ファッション
特集 パリ・コレクション2025-26年秋冬

紙吹雪舞い上がる「クレージュ」 祝祭感あふれるショーで混沌とした時代に高揚感をもたらす

クレージュ(COURREGES)」の2025-26年秋冬コレクションの会場は、いつも通り天井から自然光が差し込む真っ白な四角い空間。毎シーズン、中央には舞台美術ディレクターのレミー・ブリエール(Remy Briere)がニコラス・デ・フェリーチェ(Nicolas Di Felice)と共に手がけたコレクションのテーマとリンクする仕掛けが用意されているが、今回は赤、ピンク、銀、水色のカラフルな紙吹雪が敷き詰められている。

コレクションの出発点となったのは、アーティストのダン・コーレン(Dan Colen)による宙に舞う紙吹雪を描いた作品集「Moments Like This」。「作品を見た時にアンドレ・クレージュ(Andre Courreges)の楽観主義を思い起こすとともに、幸せや高揚感を感じて楽観的な気分を取り戻せた」と話すニコラスは、その中に描かれたストリーマー(クラッカーやパーティー装飾などに使うリボン)からデザインの着想を得た。

ファーストルックは、そんな長いリボンのような1枚のスカーフを首や胴体に巻くようにして仕立てたミニドレス。その後も、身頃と一体化した生地で首を覆ったデザインや布を巻きつけて斜めにトレーンを垂らしたトラペーズスカートのシルエットがポイントになる。「クレージュ」らしいミニマルな世界観とスタイルの中で、毎シーズン新しい表現を生み出す視点には驚かされる。

そしてニコラスらしいアイデアを感じるのは、着方を変えられるデザイン。Tシャツ風のトップスやキャミドレスはサイドシームにファスナーやボタン開閉を設られていて、そこに腕を通し、本来腕を通す部分には首を入れ着ることで、ドレープが生まれるようになっている。また、ここ数シーズン提案しているフロントパネルのみで作られたように見えるシアートップスは、大きなオーストリッチフェザーでアップデート。ラストに登場した白い長方形の布を体に巻いたようなドレスは、1964年のアーカイブから着想を得たものだ。
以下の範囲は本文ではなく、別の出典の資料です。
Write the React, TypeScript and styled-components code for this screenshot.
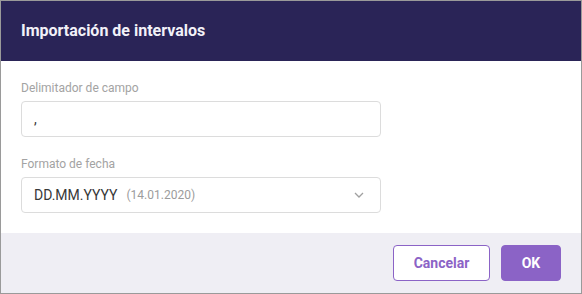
import React from 'react';
import styled, { createGlobalStyle } from 'styled-components';

const GlobalStyle = createGlobalStyle`
  * { box-sizing: border-box; }
  body {
    margin: 0;
    font-family: Roboto, "Liberation Sans", sans-serif;
    background: #fff;
  }
`;

const Dialog = styled.div`
  width: 582px;
  height: 294px;
  border: 1px solid #9a9a9a;
  display: flex;
  flex-direction: column;
  background: #fff;
`;

const Header = styled.div`
  height: 60px;
  flex-shrink: 0;
  background: #2a2457;
  display: flex;
  align-items: center;
  padding: 0 20px 2px;
`;

const Title = styled.h1`
  margin: 0;
  font-size: 16px;
  font-weight: 700;
  color: #f2f1f8;
`;

const Body = styled.div`
  flex: 1;
  padding: 19px 20px 20px;
  display: flex;
  flex-direction: column;
  gap: 19px;
`;

const Field = styled.div`
  display: flex;
  flex-direction: column;
  gap: 5px;
`;

const Label = styled.label`
  font-size: 12px;
  line-height: 16px;
  color: #a3a3a3;
`;

const Input = styled.div`
  width: 360px;
  height: 36px;
  border: 1px solid #dcdcdc;
  border-radius: 4px;
  padding: 0 12px;
  display: flex;
  align-items: center;
  font-size: 14px;
  color: #383838;
`;

const Hint = styled.span`
  margin-left: 9px;
  font-size: 12px;
  color: #9c9c9c;
`;

const Chevron = styled.span`
  margin-left: auto;
  margin-right: 4px;
  display: flex;
  color: #a0a0a0;
`;

const Footer = styled.div`
  height: 60px;
  flex-shrink: 0;
  background: #efeef4;
  display: flex;
  justify-content: flex-end;
  align-items: center;
  gap: 11px;
  padding: 0 20px 0 0;
`;

const Button = styled.button<{ $primary?: boolean }>`
  height: 36px;
  width: ${p => (p.$primary ? '60px' : '97px')};
  padding: 0;
  border-radius: 4px;
  border: 1px solid #8b63c6;
  background: ${p => (p.$primary ? '#8b63c6' : '#fff')};
  color: ${p => (p.$primary ? '#fff' : '#8b63c6')};
  font-family: Roboto, "Liberation Sans", sans-serif;
  font-size: 14px;
  font-weight: 700;
  cursor: pointer;
`;

export default function App() {
  return (
    <>
      <GlobalStyle />
      <Dialog>
        <Header>
          <Title>Importación de intervalos</Title>
        </Header>
        <Body>
          <Field>
            <Label>Delimitador de campo</Label>
            <Input>,</Input>
          </Field>
          <Field>
            <Label>Formato de fecha</Label>
            <Input>
              DD.MM.YYYY
              <Hint>(14.01.2020)</Hint>
              <Chevron>
                <svg width="10" height="6" viewBox="0 0 10 6" fill="none">
                  <path d="M1 1l4 4 4-4" stroke="currentColor" strokeWidth="1.3" />
                </svg>
              </Chevron>
            </Input>
          </Field>
        </Body>
        <Footer>
          <Button>Cancelar</Button>
          <Button $primary>OK</Button>
        </Footer>
      </Dialog>
    </>
  );
}
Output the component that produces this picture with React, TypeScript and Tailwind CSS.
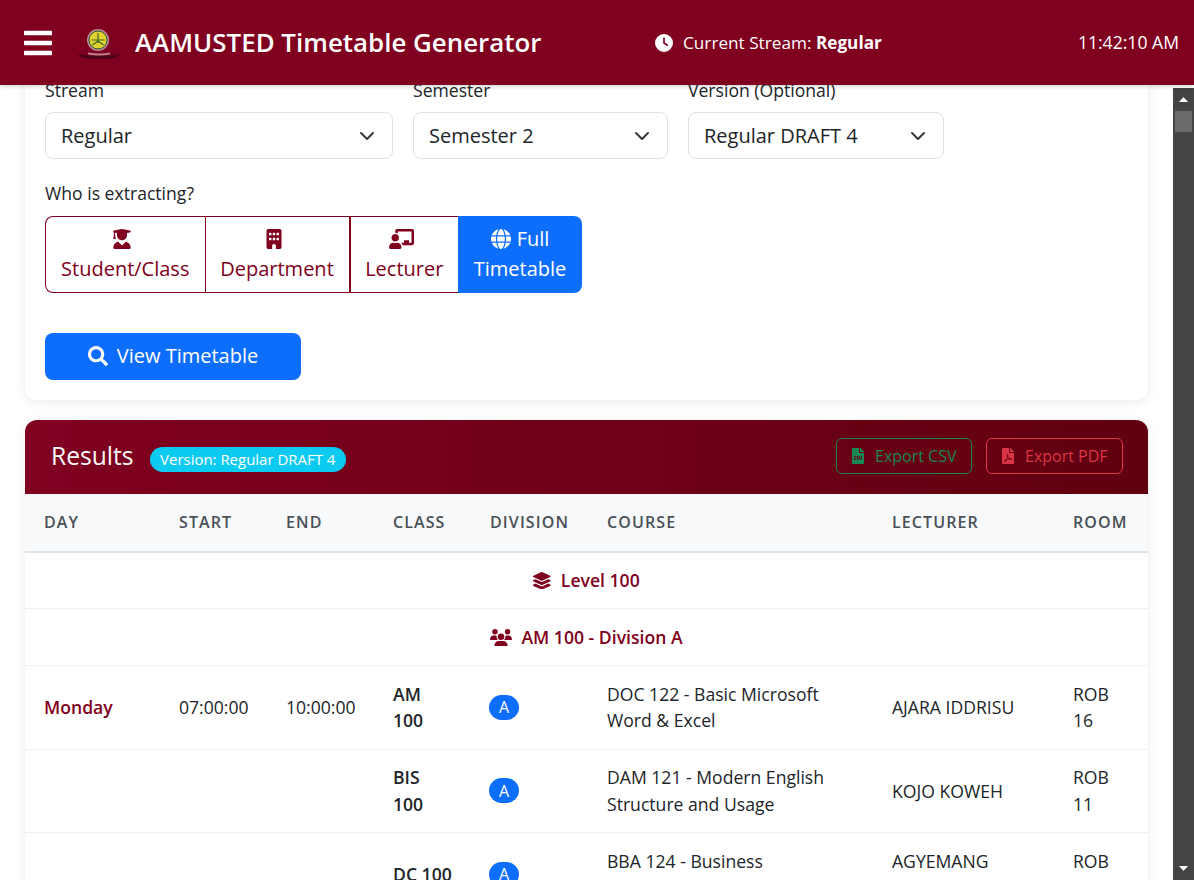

ショー中、モデルたちは紙吹雪が舞う中を歩いていく。今回は、そんな祝祭感あふれる演出だけでなく、服にもカラフルな色が取り入れられていた。バックステージでニコラスは「アンドレはかつてインタビューで『外の世界がグレーだから色に取り入れた』と語っていた。そんなシンプルなメッセージはとても大切で、今の世界にも当てはまること。プレイフルかつベルギー人らしいミニマルな方法で取り組んだ」とコメント。そして「パーティーは昔から多くの人にとってセーフスペース(安心でき、ありのままの自分でいられる場所の意)であり、社会が大きく変化している時代にパーティーは人々を一つに結びつける。これまでにないほど今、セレブレーションは重要だと思う」と語った。

ショー終了後の会場は、紙吹雪が地面に散らばり、まるでパーティーが明けた後のよう。それは儚い光景でもあるが、ショーを通してニコラスのメッセージはしっかりと伝わった。